Buna göre Güney Afrikada ırk ayrımcılığı Güney Afrika kapitalizminin doğuşundan bu yana onun ayrılmaz bir parçasıdır ve birincisinin ortadan kalkması, ikincisinin de ortadan kalkmasını beraberinde getirecektir. 

Ancak, apartheid karşıtı mücadelenin önemli isimlerinden ve Güney Afrika Komünist Partisi’nin (eleştirel) üyesi olan, bu nedenle uzun yıllarını sürgünde geçiren, akademisyen ve aktivist Harold Wolpe’nin birçok çalışmasında işaret ettiği üzere, 1970’lerin sonundan bu yana sermaye de apartheid karşıtı mücadele trenine binmiştir. 

Ve 1990 - 1994 yıllarında süregiden müzakereler döneminde süreci domine etmeyi başarmıştır. 

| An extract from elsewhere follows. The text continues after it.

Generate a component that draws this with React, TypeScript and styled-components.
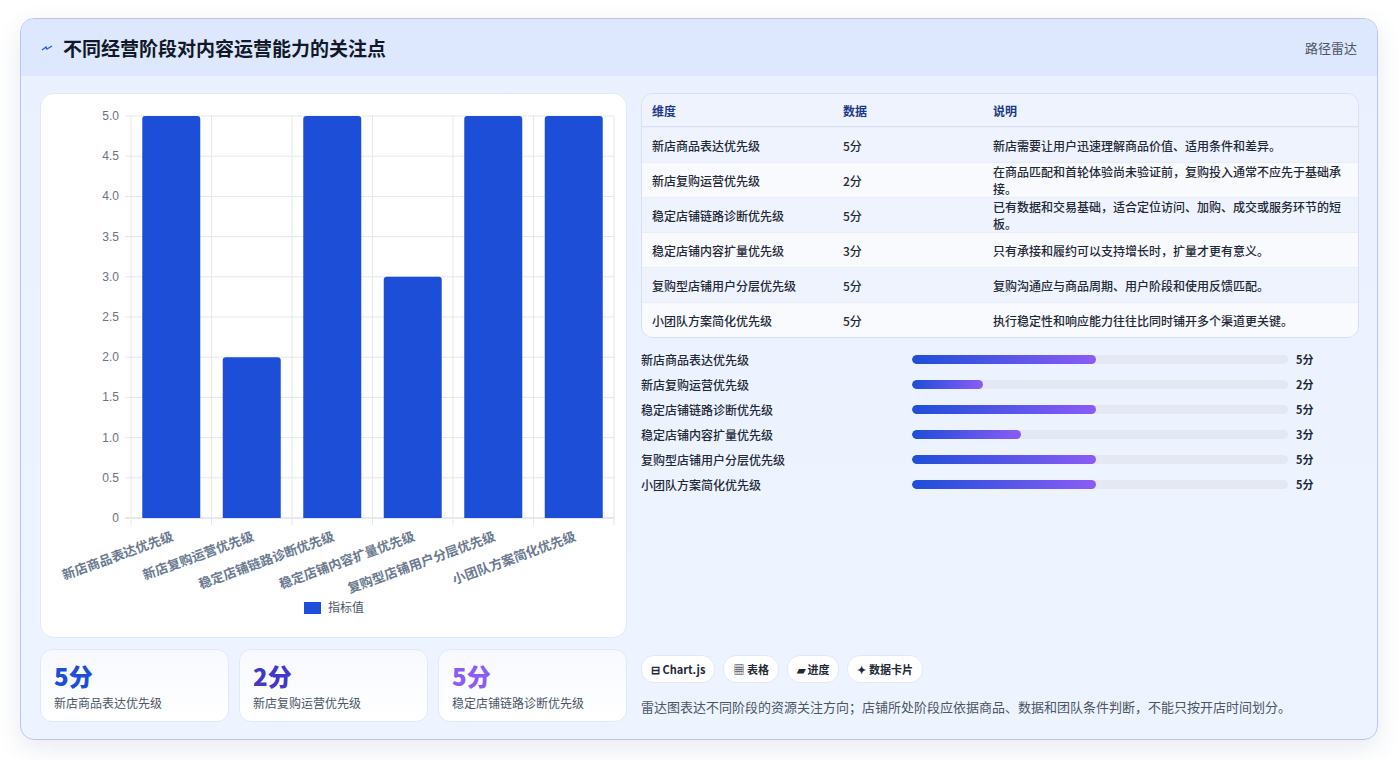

Tarihsel ittifakın potansiyeli! 

Bu yazdıklarım, Mandela’nın önemini, 27 yıl kaldığı Roben Adası’ndan devlet başkanlığına yürüyüşüne de yol açan efsanevi liderliğini ve çözüm sürecinin çok daha kanlı geçmesi ihtimali karşısındaki tarihsel rolünü azımsama amacı gütmüyor elbette.

Tersine, 1990 öncesinde onun liderliğinde kurulan emek hareketi - sosyalist hareket ve sınıf hareketi ittifakının nelere kadir olabileceğinin altını çizme amacı taşıyor. 

Tam da bu nedenle, uzun yıllar sürgünde yaşamış, apartheid karşıtı aktivist ve sıkı bir neoliberalizm eleştirmeni olan Güney Afrikalı şair Dennis Brutus’ün, apartheid sonrası Güney Afrika’yı resmetmek için dile getirdiği şu sözlere kulak kabartmak gerekiyor: 

“Biz kazanmışsak, bizim kazanmış olmamız durumunda herşeyini kaybetmiş olması gerekenler, nasıl oluyor da hiçbirşeylerini kaybetmemiş gibi görünüyorlar”. 

Apartheid sonrası Güney Afrika üzerine çalışan çok sayıda sosyal bilimcinin dikkat çektiği, ‘ekonomiyi beyazların siyaseti ise siyahların’ yönetiyor olması gerçekliğinin yanında, Çandar’ın HDP’yi kastederek dile getirdiği “bu partideki sol kuruluşlar dekorasyon gibi” sözleri ile birlikte. 

***

Kaynaklar: 


Tören, T. (2014) “Apartheid Sonrası Güney Afrika: Kürt Sorununa Yanlış Model”, Praksis, 33.

Tören, T. (2013) “Kararan Kapitalizm: Güney Afrika’da Irk, Sınıf, Kapitalizm”, İstanbul: SAV.